もちろん業界内でも、茨城や埼玉などから組合等の視察があった。(一社)日本石材産業協会奈良県支部では、奈良市内で毎年8月上旬に開催されている『なら燈花会』に10年以上前から協賛し、「石あかりの小径」と題して石あかりを並べている。「当初は石あかりロード実行委員会も協力しましたが、いまは自立されています」と岡本実行委員長はいい、石あかりの広がりを喜ぶ。
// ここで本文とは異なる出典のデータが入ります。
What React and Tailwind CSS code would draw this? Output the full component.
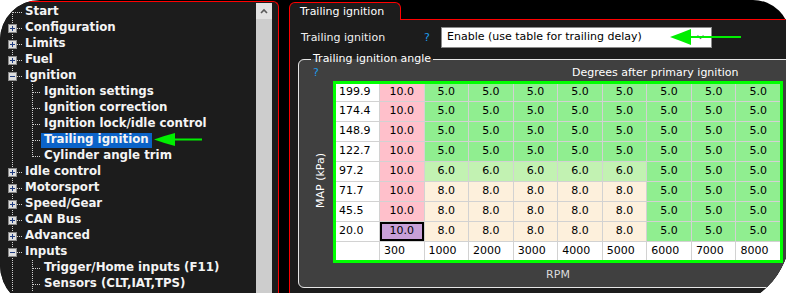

日本石材産業協会奈良県支部の『なら燈花会』「石あかりの小径」事業
(写真提供:一般社団法人日本石材産業協会)
石あかりロードがこれまで継続できたのは、民間企業の支援も大きい。特に地元のことでん(高松琴平電気鉄道)は、庵治石製の「むれ源平石あかりロード記念きっぷ」を発行したり、八栗駅前には、石あかりを置くスペースを提供してくれている。また、公益財団法人イオンワンパーセントクラブとスーパーの(株)マルナカは特別協賛してくれており、実行委員会ではパブリックアートとして庵治石製のベンチを制作し、両法人名でバス停に寄贈したこともあった。
庵治石製の「むれ源平石あかりロード記念きっぷ」
八栗駅前に設置されている石あかり
パブリックアートとして、洲崎寺西のバス停に置かれた庵治石製のベンチ。イオンワンパーセントクラブとマルナカの法人名が、寄贈プレートに刻まれている
石あかりロードの取り組みは行政でも認められ、2007年には国土交通省の「日本風景街道」に登録された。また、2008年に香川県の「第6回かがわ21世紀大賞」を受賞し、2010年に国土交通省の「平成21年度手づくり郷土賞(一般部門)」を受賞。昨年は香川県の「観光香川おもてなし大賞」を受賞している。
「実行委員会としてできることは限られています。これまでのつながりを大事にしながら、新たなつながりもつくる。石あかりがハブ(接点)になり、横のつながりをより大切にして、みんなの力で盛り上げていくような石あかりロードにしたいですね。地元の子どもたちの声も刺激になります。これからもしっかりと継続し、頑張らなければならないと思っています」(岡本実行委員長)
今年の石あかりロードのテーマは「20年・感謝・未来」で、キャッチコピーは「石つむぐ はたとせの夏 咲くあかり」。新作を含め、石あかり約150個を展示する。
今年のポスター
企画展示としては、前述した牟礼北小学校の「子ども石あかりロード」を予定する。また、「石の里のアーティスト(庵治産地の石彫作家)」の作品展示(2ヵ所)や、香川県善通寺市主催の『かがわ灯りフェス』(昨年9月)で出会った「竹あかり」の団体とのコラボ企画もある。
洲崎寺の壁面には、石あかりロードの石製の案内板がある
さらに、石あかりロードに展示する石あかり作品を全国募集し、コンテスト形式で審査を行なう「JAPAN石あかりコンテスト」が復活する。開催期間中の土曜日には、源平デー、飲食屋台などのイベントも行なわれる。石あかりロードの中間に位置する洲崎寺でも、コンサートなどを行なう予定だ。
20回目となり、さまざまなノウハウを蓄積している石あかりロード。業界と地域の関わり方や石材の使い方など、参考になる部分は数多くあろう。遠方からでも、ぜひ足を運んでいただきたい。